■ PROBLEM REQUIREMENTS ■
In the listing below, find the line holding "Generate a component" and the line holding "const cols = ['学号', '姓名', '性别', '年龄', '籍贯'];". Write out those two lines and all lines between, exactly, and nothing more.

■ RECORD EXCERPTS ■
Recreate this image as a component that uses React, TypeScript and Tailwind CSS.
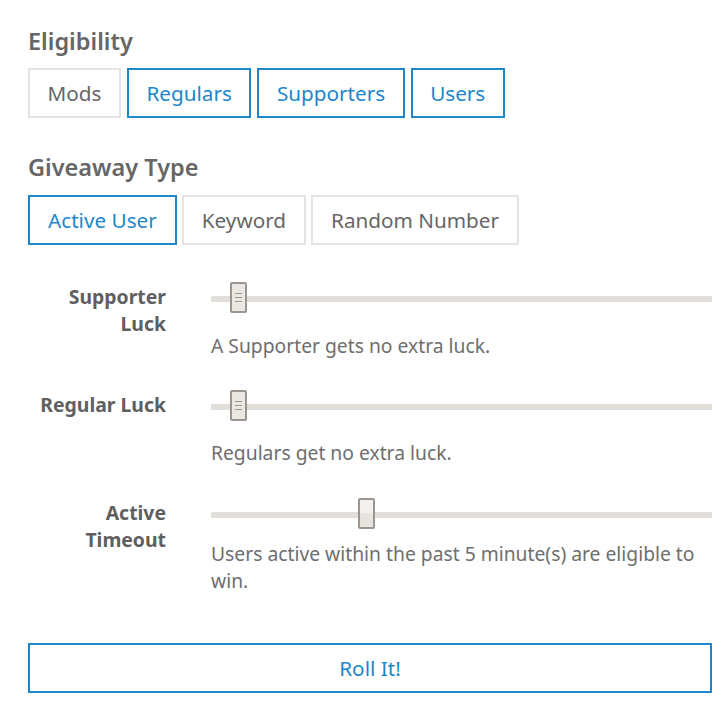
==
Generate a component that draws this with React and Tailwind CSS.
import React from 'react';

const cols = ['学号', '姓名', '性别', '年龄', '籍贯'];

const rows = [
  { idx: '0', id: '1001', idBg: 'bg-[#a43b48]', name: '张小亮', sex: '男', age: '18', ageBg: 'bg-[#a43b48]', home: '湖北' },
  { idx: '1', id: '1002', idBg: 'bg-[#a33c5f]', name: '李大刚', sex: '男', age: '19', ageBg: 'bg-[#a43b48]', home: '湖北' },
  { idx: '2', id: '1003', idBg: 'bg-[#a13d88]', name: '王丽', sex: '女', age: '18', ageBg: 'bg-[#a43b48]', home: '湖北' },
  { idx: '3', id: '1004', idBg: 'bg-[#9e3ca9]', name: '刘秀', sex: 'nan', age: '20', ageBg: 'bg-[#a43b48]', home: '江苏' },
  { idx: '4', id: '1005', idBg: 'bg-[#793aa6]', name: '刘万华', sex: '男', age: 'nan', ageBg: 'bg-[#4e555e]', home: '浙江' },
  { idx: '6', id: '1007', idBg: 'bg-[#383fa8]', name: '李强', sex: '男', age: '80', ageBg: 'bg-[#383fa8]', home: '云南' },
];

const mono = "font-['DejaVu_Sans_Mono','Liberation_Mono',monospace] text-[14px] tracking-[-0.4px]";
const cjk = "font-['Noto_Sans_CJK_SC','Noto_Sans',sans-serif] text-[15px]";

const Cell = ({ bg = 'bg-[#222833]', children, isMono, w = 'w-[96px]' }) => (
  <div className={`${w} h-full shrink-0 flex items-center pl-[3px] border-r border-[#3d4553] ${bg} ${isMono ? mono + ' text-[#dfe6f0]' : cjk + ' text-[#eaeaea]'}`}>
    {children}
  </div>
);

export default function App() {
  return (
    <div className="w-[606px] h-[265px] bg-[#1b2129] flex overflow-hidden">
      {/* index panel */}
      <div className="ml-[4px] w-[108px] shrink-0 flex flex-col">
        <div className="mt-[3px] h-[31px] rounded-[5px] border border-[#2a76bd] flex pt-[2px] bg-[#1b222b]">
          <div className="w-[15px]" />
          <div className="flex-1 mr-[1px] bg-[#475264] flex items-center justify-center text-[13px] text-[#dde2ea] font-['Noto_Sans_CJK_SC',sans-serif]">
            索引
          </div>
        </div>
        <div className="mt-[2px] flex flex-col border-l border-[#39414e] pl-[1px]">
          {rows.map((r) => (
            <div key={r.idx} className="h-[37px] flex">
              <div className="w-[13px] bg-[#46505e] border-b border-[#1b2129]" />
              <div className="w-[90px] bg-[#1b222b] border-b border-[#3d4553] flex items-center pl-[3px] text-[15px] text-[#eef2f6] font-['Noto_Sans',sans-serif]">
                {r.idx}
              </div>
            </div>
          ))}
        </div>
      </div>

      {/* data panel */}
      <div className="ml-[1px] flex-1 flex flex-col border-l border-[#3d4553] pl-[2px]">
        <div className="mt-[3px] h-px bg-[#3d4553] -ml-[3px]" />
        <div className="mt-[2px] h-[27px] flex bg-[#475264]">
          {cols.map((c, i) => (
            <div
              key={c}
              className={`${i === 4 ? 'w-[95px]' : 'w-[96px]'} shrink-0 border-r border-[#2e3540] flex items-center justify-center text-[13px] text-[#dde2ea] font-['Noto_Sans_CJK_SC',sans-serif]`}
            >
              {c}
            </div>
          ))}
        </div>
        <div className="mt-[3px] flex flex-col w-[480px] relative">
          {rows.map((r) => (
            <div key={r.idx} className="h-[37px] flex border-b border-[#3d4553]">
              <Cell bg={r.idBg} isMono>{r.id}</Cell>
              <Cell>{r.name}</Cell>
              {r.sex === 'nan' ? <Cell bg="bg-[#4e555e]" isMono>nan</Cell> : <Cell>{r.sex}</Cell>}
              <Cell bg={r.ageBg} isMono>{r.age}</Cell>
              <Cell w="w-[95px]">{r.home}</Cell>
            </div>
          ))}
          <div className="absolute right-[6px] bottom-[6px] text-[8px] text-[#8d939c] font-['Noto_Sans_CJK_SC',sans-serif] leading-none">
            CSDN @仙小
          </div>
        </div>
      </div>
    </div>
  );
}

■ PROBLEM SOLUTION ■
Generate a component that draws this with React and Tailwind CSS.
import React from 'react';

const cols = ['学号', '姓名', '性别', '年龄', '籍贯'];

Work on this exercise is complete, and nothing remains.